> _WHAT TO WORK ON_: Leave out the images and repeat the listing below without a single change.

> _DATA BLOCK_:
++++++++++

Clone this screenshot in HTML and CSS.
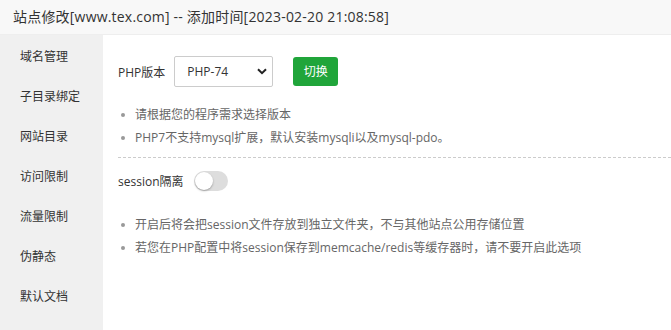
FILE: index.html
```html
<!DOCTYPE html>
<html lang="zh-cn">
<head>
    <meta charset="utf-8">
    <title>站点修改</title>
    <link rel="stylesheet" href="styles.css">
</head>
<body>
    <div id="layer">
        <div class="layer-title">站点修改[www.tex.com] -- 添加时间[2023-02-20 21:08:58]</div>
        <div class="layer-body">
            <ul class="side-menu">
                <li>域名管理</li>
                <li>子目录绑定</li>
                <li>网站目录</li>
                <li>访问限制</li>
                <li>流量限制</li>
                <li>伪静态</li>
                <li>默认文档</li>
            </ul>
            <div class="tab-con">
                <div class="line">
                    <span class="tname">PHP版本</span>
                    <div class="select-box">
                        <span>PHP-74</span>
                        <svg width="10" height="7" viewBox="0 0 10 7"><path d="M1 1.2 L5 5.2 L9 1.2" fill="none" stroke="#222" stroke-width="2"/></svg>
                    </div>
                    <a class="btn-success">切换</a>
                </div>
                <ul class="help-info">
                    <li>请根据您的程序需求选择版本</li>
                    <li>PHP7不支持mysql扩展，默认安装mysqli以及mysql-pdo。</li>
                </ul>
                <div class="line session-line">
                    <span class="tname">session隔离</span>
                    <span class="switch"><i></i></span>
                </div>
                <ul class="help-info">
                    <li>开启后将会把session文件存放到独立文件夹，不与其他站点公用存储位置</li>
                    <li>若您在PHP配置中将session保存到memcache/redis等缓存器时，请不要开启此选项</li>
                </ul>
            </div>
        </div>
    </div>
</body>
</html>
```

FILE: styles.css
```css
body {
    margin: 0;
    background: #fff;
    font-family: "Open Sans", "Noto Sans CJK SC", sans-serif;
    color: #333;
}

#layer {
    width: 671px;
    height: 330px;
    overflow: hidden;
}

.layer-title {
    height: 35px;
    line-height: 33px;
    padding-left: 13px;
    font-size: 14px;
    letter-spacing: 0.2px;
    color: #333;
    background: #f8f8f8;
    border-bottom: 1px solid #eee;
    box-sizing: border-box;
}

.layer-body {
    display: flex;
    height: 295px;
}

.side-menu {
    width: 103px;
    margin: 0;
    padding: 2px 0 0;
    list-style: none;
    background: #f0f0f0;
}

.side-menu li {
    height: 40px;
    line-height: 40px;
    padding-left: 20px;
    font-size: 12px;
    color: #333;
}

.tab-con {
    flex: 1;
    padding: 21px 0 0 15px;
}

.line {
    display: flex;
    align-items: center;
}

.tname {
    font-size: 12px;
    color: #333;
    margin-right: 10px;
}

.select-box {
    width: 99px;
    height: 31px;
    box-sizing: border-box;
    border: 1px solid #ccc;
    border-radius: 2px;
    display: flex;
    align-items: center;
    justify-content: space-between;
    padding: 0 5px 0 12px;
    font-size: 12px;
    color: #333;
    margin-left: -1px;
}

.btn-success {
    display: inline-block;
    width: 45px;
    height: 29px;
    line-height: 29px;
    margin-left: 20px;
    text-align: center;
    font-size: 12px;
    color: #fff;
    background: #20a53a;
    border-radius: 3px;
}

.help-info {
    margin: 16px 0 0;
    padding: 0 0 0 3px;
    list-style: none;
    font-size: 12px;
    color: #666;
}

.help-info li {
    height: 23px;
    line-height: 23px;
    padding-left: 14px;
    position: relative;
}

.help-info li:before {
    content: "";
    position: absolute;
    left: 0;
    top: 10px;
    width: 4px;
    height: 4px;
    border-radius: 50%;
    background: #999;
}

.session-line {
    margin-top: 8px;
    padding-top: 13px;
    border-top: 1px dashed #ccc;
}

.switch {
    display: inline-block;
    width: 34px;
    height: 20px;
    border-radius: 10px;
    background: #ddd;
    position: relative;
}

.switch i {
    position: absolute;
    left: 1px;
    top: 1px;
    width: 18px;
    height: 18px;
    border-radius: 50%;
    background: #fff;
    box-shadow: 0 1px 2px rgba(0, 0, 0, 0.3);
}

.session-line + .help-info {
    margin-top: 22px;
}
```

++++++++++

> _WRITTEN REPLY_:
Clone this screenshot in HTML and CSS.
FILE: index.html
```html
<!DOCTYPE html>
<html lang="zh-cn">
<head>
    <meta charset="utf-8">
    <title>站点修改</title>
    <link rel="stylesheet" href="styles.css">
</head>
<body>
    <div id="layer">
        <div class="layer-title">站点修改[www.tex.com] -- 添加时间[2023-02-20 21:08:58]</div>
        <div class="layer-body">
            <ul class="side-menu">
                <li>域名管理</li>
                <li>子目录绑定</li>
                <li>网站目录</li>
                <li>访问限制</li>
                <li>流量限制</li>
                <li>伪静态</li>
                <li>默认文档</li>
            </ul>
            <div class="tab-con">
                <div class="line">
                    <span class="tname">PHP版本</span>
                    <div class="select-box">
                        <span>PHP-74</span>
                        <svg width="10" height="7" viewBox="0 0 10 7"><path d="M1 1.2 L5 5.2 L9 1.2" fill="none" stroke="#222" stroke-width="2"/></svg>
                    </div>
                    <a class="btn-success">切换</a>
                </div>
                <ul class="help-info">
                    <li>请根据您的程序需求选择版本</li>
                    <li>PHP7不支持mysql扩展，默认安装mysqli以及mysql-pdo。</li>
                </ul>
                <div class="line session-line">
                    <span class="tname">session隔离</span>
                    <span class="switch"><i></i></span>
                </div>
                <ul class="help-info">
                    <li>开启后将会把session文件存放到独立文件夹，不与其他站点公用存储位置</li>
                    <li>若您在PHP配置中将session保存到memcache/redis等缓存器时，请不要开启此选项</li>
                </ul>
            </div>
        </div>
    </div>
</body>
</html>
```

FILE: styles.css
```css
body {
    margin: 0;
    background: #fff;
    font-family: "Open Sans", "Noto Sans CJK SC", sans-serif;
    color: #333;
}

#layer {
    width: 671px;
    height: 330px;
    overflow: hidden;
}

.layer-title {
    height: 35px;
    line-height: 33px;
    padding-left: 13px;
    font-size: 14px;
    letter-spacing: 0.2px;
    color: #333;
    background: #f8f8f8;
    border-bottom: 1px solid #eee;
    box-sizing: border-box;
}

.layer-body {
    display: flex;
    height: 295px;
}

.side-menu {
    width: 103px;
    margin: 0;
    padding: 2px 0 0;
    list-style: none;
    background: #f0f0f0;
}

.side-menu li {
    height: 40px;
    line-height: 40px;
    padding-left: 20px;
    font-size: 12px;
    color: #333;
}

.tab-con {
    flex: 1;
    padding: 21px 0 0 15px;
}

.line {
    display: flex;
    align-items: center;
}

.tname {
    font-size: 12px;
    color: #333;
    margin-right: 10px;
}

.select-box {
    width: 99px;
    height: 31px;
    box-sizing: border-box;
    border: 1px solid #ccc;
    border-radius: 2px;
    display: flex;
    align-items: center;
    justify-content: space-between;
    padding: 0 5px 0 12px;
    font-size: 12px;
    color: #333;
    margin-left: -1px;
}

.btn-success {
    display: inline-block;
    width: 45px;
    height: 29px;
    line-height: 29px;
    margin-left: 20px;
    text-align: center;
    font-size: 12px;
    color: #fff;
    background: #20a53a;
    border-radius: 3px;
}

.help-info {
    margin: 16px 0 0;
    padding: 0 0 0 3px;
    list-style: none;
    font-size: 12px;
    color: #666;
}

.help-info li {
    height: 23px;
    line-height: 23px;
    padding-left: 14px;
    position: relative;
}

.help-info li:before {
    content: "";
    position: absolute;
    left: 0;
    top: 10px;
    width: 4px;
    height: 4px;
    border-radius: 50%;
    background: #999;
}

.session-line {
    margin-top: 8px;
    padding-top: 13px;
    border-top: 1px dashed #ccc;
}

.switch {
    display: inline-block;
    width: 34px;
    height: 20px;
    border-radius: 10px;
    background: #ddd;
    position: relative;
}

.switch i {
    position: absolute;
    left: 1px;
    top: 1px;
    width: 18px;
    height: 18px;
    border-radius: 50%;
    background: #fff;
    box-shadow: 0 1px 2px rgba(0, 0, 0, 0.3);
}

.session-line + .help-info {
    margin-top: 22px;
}
```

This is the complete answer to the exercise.